The true radicals go one step further: as well as creating the network of teams, an online platform is built to give access to other stakeholders. This is exactly what the Chinese company Haier does with 70,000 employees organizing themselves in over 4,000 mini-companies spread across multiple online platforms. They worry about internal competition as well as pressure from external stakeholders. For example: Is the HR team fulfilling expectations? If not, an external party is brought in. This dynamic ensures that only the teams that add real value will remain. The role of top management is still to determine the long-term strategy, but other than that they focus mainly on investing in the mini-companies they believe in and funding the start-ups.
Inam: How can those who want to get involved in your movement participate?
Minnaar: The stories in our book are the tip of the iceberg. People can find more inspiration at the Corporate Rebels blog. Our blog is read by hundreds of thousands in more than 100 countries. Our online forum is a meeting place for workplace rebels. People can join the revolution by subscribing to our newsletter and by becoming a member of the community on Corporate-Rebels.com.

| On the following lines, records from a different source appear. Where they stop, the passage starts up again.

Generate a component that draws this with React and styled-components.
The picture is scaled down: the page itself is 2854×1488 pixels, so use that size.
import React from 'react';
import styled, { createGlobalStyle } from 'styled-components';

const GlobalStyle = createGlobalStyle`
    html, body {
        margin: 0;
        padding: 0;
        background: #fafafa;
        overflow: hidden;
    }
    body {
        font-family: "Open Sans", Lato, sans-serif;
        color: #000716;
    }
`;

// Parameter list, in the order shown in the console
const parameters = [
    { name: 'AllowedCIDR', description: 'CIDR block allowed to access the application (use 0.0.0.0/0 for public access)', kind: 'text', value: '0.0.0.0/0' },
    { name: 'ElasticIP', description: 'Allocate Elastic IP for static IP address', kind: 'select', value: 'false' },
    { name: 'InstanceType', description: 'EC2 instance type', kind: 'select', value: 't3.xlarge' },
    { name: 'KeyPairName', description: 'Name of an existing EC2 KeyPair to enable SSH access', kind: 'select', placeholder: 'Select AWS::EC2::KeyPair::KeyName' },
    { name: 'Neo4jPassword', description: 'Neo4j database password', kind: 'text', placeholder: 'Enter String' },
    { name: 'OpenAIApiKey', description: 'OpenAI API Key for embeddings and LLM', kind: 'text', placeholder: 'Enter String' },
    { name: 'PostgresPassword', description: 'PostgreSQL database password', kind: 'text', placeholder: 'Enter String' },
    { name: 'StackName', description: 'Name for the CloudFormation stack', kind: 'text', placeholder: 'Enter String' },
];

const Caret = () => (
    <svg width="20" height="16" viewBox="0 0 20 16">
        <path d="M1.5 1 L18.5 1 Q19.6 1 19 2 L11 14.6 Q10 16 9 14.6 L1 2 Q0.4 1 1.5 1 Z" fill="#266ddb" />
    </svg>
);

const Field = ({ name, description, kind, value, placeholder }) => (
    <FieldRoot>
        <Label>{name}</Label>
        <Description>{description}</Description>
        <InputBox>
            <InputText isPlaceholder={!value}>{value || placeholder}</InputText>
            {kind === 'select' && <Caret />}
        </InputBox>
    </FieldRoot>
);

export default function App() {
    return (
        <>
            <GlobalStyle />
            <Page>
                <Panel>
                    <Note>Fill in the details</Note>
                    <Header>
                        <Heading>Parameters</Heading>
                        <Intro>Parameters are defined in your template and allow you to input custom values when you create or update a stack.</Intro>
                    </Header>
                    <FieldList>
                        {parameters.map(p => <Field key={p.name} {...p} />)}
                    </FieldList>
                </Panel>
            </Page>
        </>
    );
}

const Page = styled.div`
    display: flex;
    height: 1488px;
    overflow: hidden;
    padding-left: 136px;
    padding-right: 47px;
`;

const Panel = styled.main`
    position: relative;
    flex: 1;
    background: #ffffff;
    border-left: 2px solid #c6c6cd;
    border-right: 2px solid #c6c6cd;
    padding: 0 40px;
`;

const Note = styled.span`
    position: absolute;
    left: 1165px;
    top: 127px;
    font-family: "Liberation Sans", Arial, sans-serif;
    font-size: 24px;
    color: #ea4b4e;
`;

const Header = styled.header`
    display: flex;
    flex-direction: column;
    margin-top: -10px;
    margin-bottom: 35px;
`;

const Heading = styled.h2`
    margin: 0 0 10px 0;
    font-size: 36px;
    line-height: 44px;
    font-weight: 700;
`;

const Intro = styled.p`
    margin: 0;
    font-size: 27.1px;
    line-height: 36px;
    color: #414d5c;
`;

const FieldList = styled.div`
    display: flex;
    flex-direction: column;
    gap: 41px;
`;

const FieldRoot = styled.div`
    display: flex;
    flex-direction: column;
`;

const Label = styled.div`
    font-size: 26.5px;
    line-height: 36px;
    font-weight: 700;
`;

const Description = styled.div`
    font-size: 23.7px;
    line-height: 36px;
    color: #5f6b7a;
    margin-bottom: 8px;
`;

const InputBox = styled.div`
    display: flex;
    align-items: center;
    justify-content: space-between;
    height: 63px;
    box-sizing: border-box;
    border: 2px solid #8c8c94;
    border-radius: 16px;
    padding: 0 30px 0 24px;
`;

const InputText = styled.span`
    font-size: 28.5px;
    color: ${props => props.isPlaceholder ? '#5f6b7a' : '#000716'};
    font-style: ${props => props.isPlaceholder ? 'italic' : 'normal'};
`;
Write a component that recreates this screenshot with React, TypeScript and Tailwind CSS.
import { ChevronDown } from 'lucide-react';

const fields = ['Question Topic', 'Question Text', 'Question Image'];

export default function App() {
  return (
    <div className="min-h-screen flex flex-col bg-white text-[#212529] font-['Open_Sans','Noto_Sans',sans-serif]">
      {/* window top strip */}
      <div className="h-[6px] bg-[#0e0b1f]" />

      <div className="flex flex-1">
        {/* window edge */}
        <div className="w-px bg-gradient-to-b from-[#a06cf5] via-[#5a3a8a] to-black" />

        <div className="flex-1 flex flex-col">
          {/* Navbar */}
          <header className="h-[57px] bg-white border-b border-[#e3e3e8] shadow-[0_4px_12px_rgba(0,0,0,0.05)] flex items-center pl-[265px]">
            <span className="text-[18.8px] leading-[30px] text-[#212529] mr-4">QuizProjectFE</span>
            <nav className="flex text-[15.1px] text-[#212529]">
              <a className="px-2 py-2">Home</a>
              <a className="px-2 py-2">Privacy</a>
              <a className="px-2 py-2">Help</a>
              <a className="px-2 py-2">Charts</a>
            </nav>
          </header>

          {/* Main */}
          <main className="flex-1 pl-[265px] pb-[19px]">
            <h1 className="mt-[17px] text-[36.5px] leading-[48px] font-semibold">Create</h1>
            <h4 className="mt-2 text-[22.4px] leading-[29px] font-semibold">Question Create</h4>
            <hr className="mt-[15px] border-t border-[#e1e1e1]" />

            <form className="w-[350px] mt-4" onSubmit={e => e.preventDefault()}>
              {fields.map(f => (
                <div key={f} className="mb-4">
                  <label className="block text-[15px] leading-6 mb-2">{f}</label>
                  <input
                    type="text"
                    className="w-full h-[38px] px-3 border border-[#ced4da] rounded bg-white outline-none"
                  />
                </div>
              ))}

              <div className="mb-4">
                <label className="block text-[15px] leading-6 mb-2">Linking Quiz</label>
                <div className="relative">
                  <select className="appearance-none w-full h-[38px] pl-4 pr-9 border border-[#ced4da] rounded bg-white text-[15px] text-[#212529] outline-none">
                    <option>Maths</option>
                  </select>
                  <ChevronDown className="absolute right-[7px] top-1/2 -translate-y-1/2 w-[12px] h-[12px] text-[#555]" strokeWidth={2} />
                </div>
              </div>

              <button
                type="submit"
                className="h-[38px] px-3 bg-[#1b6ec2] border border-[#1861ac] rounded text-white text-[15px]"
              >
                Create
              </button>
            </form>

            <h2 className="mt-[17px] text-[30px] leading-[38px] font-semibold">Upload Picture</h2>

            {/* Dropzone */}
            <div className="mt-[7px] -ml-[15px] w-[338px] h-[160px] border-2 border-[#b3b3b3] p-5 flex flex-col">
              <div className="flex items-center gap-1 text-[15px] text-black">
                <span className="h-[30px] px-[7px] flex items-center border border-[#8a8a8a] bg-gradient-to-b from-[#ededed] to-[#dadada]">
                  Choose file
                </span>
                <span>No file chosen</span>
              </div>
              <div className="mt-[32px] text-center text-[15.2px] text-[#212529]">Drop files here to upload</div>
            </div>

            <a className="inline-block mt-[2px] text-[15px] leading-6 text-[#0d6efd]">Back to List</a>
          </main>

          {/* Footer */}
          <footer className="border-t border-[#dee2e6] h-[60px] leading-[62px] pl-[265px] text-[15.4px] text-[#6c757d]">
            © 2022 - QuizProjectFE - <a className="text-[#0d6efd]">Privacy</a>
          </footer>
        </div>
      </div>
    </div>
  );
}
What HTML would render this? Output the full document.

At the end of our interview Joost left me with a challenge I will happily embrace. If you were to build your own bucket list of organizations and people to learn from, who would they be? Thank you for the challenge Joost. I will embrace it and be blogging about it on Forbes and LinkedIn.
Now over to you, the reader. Who is on your bucket list to learn from? In the future of work, staying curious will be a great skill to grow.